Write out the data below exactly as given, without any of its pictures.
[START]
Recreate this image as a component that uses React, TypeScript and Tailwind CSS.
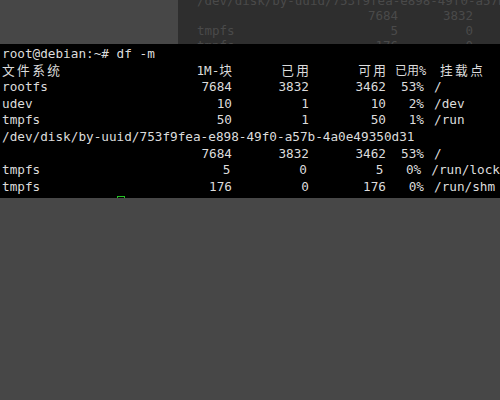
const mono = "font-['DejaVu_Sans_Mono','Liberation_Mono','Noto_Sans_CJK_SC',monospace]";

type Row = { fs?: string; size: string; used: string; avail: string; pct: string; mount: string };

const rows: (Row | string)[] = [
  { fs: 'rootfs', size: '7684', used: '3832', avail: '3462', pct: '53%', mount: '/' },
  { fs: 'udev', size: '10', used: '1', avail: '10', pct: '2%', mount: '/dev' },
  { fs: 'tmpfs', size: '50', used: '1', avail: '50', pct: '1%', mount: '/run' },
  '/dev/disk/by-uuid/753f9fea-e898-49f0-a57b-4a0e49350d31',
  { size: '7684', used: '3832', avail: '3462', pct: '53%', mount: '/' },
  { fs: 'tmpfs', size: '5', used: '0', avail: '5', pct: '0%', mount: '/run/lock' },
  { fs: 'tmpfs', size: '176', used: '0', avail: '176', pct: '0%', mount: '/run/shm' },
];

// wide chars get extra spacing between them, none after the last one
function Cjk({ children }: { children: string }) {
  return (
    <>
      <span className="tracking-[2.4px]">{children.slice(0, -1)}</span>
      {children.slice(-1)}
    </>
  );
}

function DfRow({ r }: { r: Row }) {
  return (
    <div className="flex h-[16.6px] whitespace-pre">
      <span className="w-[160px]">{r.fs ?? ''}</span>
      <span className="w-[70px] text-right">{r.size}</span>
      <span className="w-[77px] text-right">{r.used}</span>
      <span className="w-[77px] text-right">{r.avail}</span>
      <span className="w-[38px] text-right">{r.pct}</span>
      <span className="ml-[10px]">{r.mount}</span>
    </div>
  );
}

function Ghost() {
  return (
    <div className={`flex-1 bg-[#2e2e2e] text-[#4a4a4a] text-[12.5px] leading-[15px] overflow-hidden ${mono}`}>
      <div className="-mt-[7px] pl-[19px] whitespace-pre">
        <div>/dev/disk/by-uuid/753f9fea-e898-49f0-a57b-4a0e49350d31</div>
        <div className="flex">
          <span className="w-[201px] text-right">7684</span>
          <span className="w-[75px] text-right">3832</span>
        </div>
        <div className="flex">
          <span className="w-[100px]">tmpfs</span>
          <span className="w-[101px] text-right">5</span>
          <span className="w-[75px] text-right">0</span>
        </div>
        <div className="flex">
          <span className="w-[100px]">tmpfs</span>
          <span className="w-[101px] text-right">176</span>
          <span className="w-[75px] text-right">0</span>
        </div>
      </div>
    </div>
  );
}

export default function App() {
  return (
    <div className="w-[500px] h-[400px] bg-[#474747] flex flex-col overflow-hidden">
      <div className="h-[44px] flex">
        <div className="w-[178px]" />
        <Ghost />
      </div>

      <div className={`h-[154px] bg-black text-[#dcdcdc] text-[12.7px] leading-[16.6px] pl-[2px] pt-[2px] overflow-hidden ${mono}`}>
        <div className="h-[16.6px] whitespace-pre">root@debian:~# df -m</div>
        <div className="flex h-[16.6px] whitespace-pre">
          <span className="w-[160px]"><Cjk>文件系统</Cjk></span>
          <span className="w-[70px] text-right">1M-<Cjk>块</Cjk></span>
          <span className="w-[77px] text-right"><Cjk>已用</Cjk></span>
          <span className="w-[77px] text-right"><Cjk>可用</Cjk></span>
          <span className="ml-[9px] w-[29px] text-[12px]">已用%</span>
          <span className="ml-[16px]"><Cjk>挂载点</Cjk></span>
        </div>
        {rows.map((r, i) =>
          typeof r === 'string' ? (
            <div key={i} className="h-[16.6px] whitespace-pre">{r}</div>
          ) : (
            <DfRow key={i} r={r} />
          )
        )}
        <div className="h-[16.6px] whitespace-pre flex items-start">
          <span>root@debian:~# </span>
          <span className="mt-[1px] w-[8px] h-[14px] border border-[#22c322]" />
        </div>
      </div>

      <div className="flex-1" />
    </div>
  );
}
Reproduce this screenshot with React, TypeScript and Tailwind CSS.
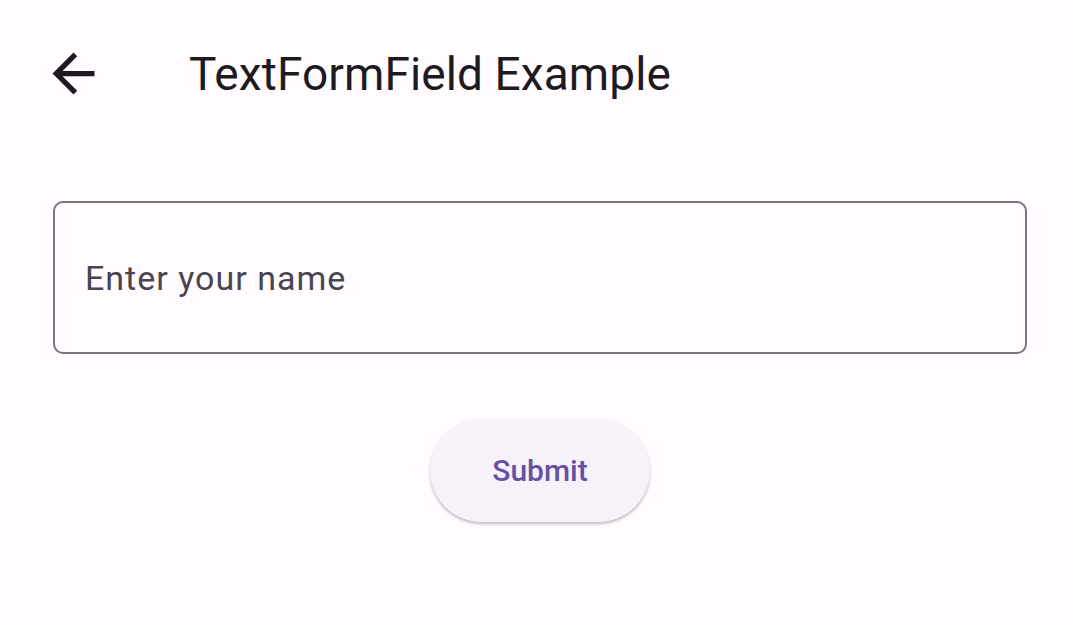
[END]
● **THE OUTPUT**
Recreate this image as a component that uses React, TypeScript and Tailwind CSS.
const mono = "font-['DejaVu_Sans_Mono','Liberation_Mono','Noto_Sans_CJK_SC',monospace]";

type Row = { fs?: string; size: string; used: string; avail: string; pct: string; mount: string };

const rows: (Row | string)[] = [
  { fs: 'rootfs', size: '7684', used: '3832', avail: '3462', pct: '53%', mount: '/' },
  { fs: 'udev', size: '10', used: '1', avail: '10', pct: '2%', mount: '/dev' },
  { fs: 'tmpfs', size: '50', used: '1', avail: '50', pct: '1%', mount: '/run' },
  '/dev/disk/by-uuid/753f9fea-e898-49f0-a57b-4a0e49350d31',
  { size: '7684', used: '3832', avail: '3462', pct: '53%', mount: '/' },
  { fs: 'tmpfs', size: '5', used: '0', avail: '5', pct: '0%', mount: '/run/lock' },
  { fs: 'tmpfs', size: '176', used: '0', avail: '176', pct: '0%', mount: '/run/shm' },
];

// wide chars get extra spacing between them, none after the last one
function Cjk({ children }: { children: string }) {
  return (
    <>
      <span className="tracking-[2.4px]">{children.slice(0, -1)}</span>
      {children.slice(-1)}
    </>
  );
}

function DfRow({ r }: { r: Row }) {
  return (
    <div className="flex h-[16.6px] whitespace-pre">
      <span className="w-[160px]">{r.fs ?? ''}</span>
      <span className="w-[70px] text-right">{r.size}</span>
      <span className="w-[77px] text-right">{r.used}</span>
      <span className="w-[77px] text-right">{r.avail}</span>
      <span className="w-[38px] text-right">{r.pct}</span>
      <span className="ml-[10px]">{r.mount}</span>
    </div>
  );
}

function Ghost() {
  return (
    <div className={`flex-1 bg-[#2e2e2e] text-[#4a4a4a] text-[12.5px] leading-[15px] overflow-hidden ${mono}`}>
      <div className="-mt-[7px] pl-[19px] whitespace-pre">
        <div>/dev/disk/by-uuid/753f9fea-e898-49f0-a57b-4a0e49350d31</div>
        <div className="flex">
          <span className="w-[201px] text-right">7684</span>
          <span className="w-[75px] text-right">3832</span>
        </div>
        <div className="flex">
          <span className="w-[100px]">tmpfs</span>
          <span className="w-[101px] text-right">5</span>
          <span className="w-[75px] text-right">0</span>
        </div>
        <div className="flex">
          <span className="w-[100px]">tmpfs</span>
          <span className="w-[101px] text-right">176</span>
          <span className="w-[75px] text-right">0</span>
        </div>
      </div>
    </div>
  );
}

export default function App() {
  return (
    <div className="w-[500px] h-[400px] bg-[#474747] flex flex-col overflow-hidden">
      <div className="h-[44px] flex">
        <div className="w-[178px]" />
        <Ghost />
      </div>

      <div className={`h-[154px] bg-black text-[#dcdcdc] text-[12.7px] leading-[16.6px] pl-[2px] pt-[2px] overflow-hidden ${mono}`}>
        <div className="h-[16.6px] whitespace-pre">root@debian:~# df -m</div>
        <div className="flex h-[16.6px] whitespace-pre">
          <span className="w-[160px]"><Cjk>文件系统</Cjk></span>
          <span className="w-[70px] text-right">1M-<Cjk>块</Cjk></span>
          <span className="w-[77px] text-right"><Cjk>已用</Cjk></span>
          <span className="w-[77px] text-right"><Cjk>可用</Cjk></span>
          <span className="ml-[9px] w-[29px] text-[12px]">已用%</span>
          <span className="ml-[16px]"><Cjk>挂载点</Cjk></span>
        </div>
        {rows.map((r, i) =>
          typeof r === 'string' ? (
            <div key={i} className="h-[16.6px] whitespace-pre">{r}</div>
          ) : (
            <DfRow key={i} r={r} />
          )
        )}
        <div className="h-[16.6px] whitespace-pre flex items-start">
          <span>root@debian:~# </span>
          <span className="mt-[1px] w-[8px] h-[14px] border border-[#22c322]" />
        </div>
      </div>

      <div className="flex-1" />
    </div>
  );
}
Reproduce this screenshot with React, TypeScript and Tailwind CSS.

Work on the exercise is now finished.